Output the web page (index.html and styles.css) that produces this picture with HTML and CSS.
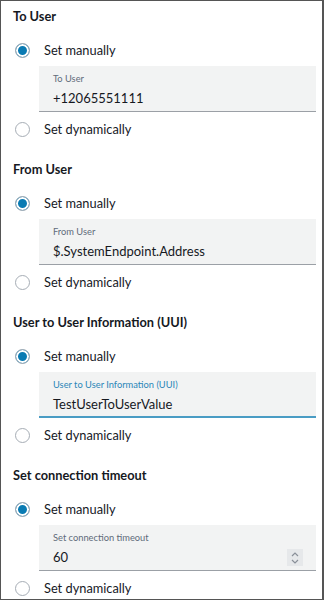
FILE: index.html
```html
<!DOCTYPE html>
<html lang="en">

<head>
    <meta charset="UTF-8">
    <meta name="viewport" content="width=device-width, initial-scale=1.0">
    <title>Call properties</title>
    <link rel="stylesheet" href="styles.css">
</head>

<body>
    <div class="panel">
        <div class="section">
            <h2 class="title">To User</h2>
            <label class="option"><span class="radio checked"></span>Set manually</label>
            <div class="field">
                <span class="field-label">To User</span>
                <span class="field-value">+12065551111</span>
            </div>
            <label class="option"><span class="radio"></span>Set dynamically</label>
        </div>

        <div class="section">
            <h2 class="title">From User</h2>
            <label class="option"><span class="radio checked"></span>Set manually</label>
            <div class="field">
                <span class="field-label">From User</span>
                <span class="field-value">$.SystemEndpoint.Address</span>
            </div>
            <label class="option"><span class="radio"></span>Set dynamically</label>
        </div>

        <div class="section">
            <h2 class="title">User to User Information (UUI)</h2>
            <label class="option"><span class="radio checked"></span>Set manually</label>
            <div class="field focus">
                <span class="field-label">User to User Information (UUI)</span>
                <span class="field-value">TestUserToUserValue</span>
            </div>
            <label class="option"><span class="radio"></span>Set dynamically</label>
        </div>

        <div class="section">
            <h2 class="title">Set connection timeout</h2>
            <label class="option"><span class="radio checked"></span>Set manually</label>
            <div class="field number">
                <span class="field-label">Set connection timeout</span>
                <span class="field-value">60</span>
                <span class="spinner">
                    <svg width="10" height="14" viewBox="0 0 10 14">
                        <path d="M2 5 L5 2 L8 5" fill="none" stroke="#8a9099" stroke-width="1.2"/>
                        <path d="M2 9 L5 12 L8 9" fill="none" stroke="#8a9099" stroke-width="1.2"/>
                    </svg>
                </span>
            </div>
            <label class="option"><span class="radio"></span>Set dynamically</label>
        </div>
    </div>
</body>

</html>
```

FILE: styles.css
```css
*{
    margin: 0;
    padding: 0;
    box-sizing: border-box;
}
body{
    background-color: #fff;
    font-family: Lato, "Noto Sans", sans-serif;
    color: #16191f;
}
.panel{
    width: 324px;
    height: 600px;
    border: 1px solid #555;
    border-right-width: 2px;
    padding: 5px 6px 0 12px;
    overflow: hidden;
}
.section{
    display: flex;
    flex-direction: column;
    margin-bottom: 18px;
}
.title{
    font-size: 12.8px;
    font-weight: 700;
    line-height: 20px;
    margin-bottom: 12px;
}
.option{
    display: flex;
    align-items: center;
    gap: 14px;
    height: 24px;
    padding-left: 2px;
    font-size: 12.8px;
}
.radio{
    width: 15px;
    height: 15px;
    border-radius: 50%;
    border: 1.5px solid #a6adb5;
    background-color: #fff;
    flex-shrink: 0;
}
.radio.checked{
    background-color: #0a7bb3;
    box-shadow: inset 0 0 0 2px #fff;
}
.field{
    position: relative;
    display: flex;
    flex-direction: column;
    margin: 4px 0 5px 26px;
    height: 46px;
    padding: 6px 14px 0;
    background-color: #f2f3f3;
    border-bottom: 1px solid #9ba0a6;
}
.field-label{
    font-size: 9.3px;
    line-height: 14px;
    color: #5f6b7a;
}
.field-value{
    font-size: 13px;
    line-height: 20px;
    margin-top: 2px;
}
.focus{
    border-bottom: 2px solid #4a9cc4;
}
.focus .field-label{
    color: #2a86b8;
}
.spinner{
    position: absolute;
    right: 13px;
    top: 24px;
    width: 16px;
    height: 17px;
    background-color: #e6e8ea;
    display: flex;
    align-items: center;
    justify-content: center;
}
```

____________

TASK DESCRIPTION:
Search the data for the string "index". List each line that has it.

REPLY:
Output the web page (index.html and styles.css) that produces this picture with HTML and CSS.
FILE: index.html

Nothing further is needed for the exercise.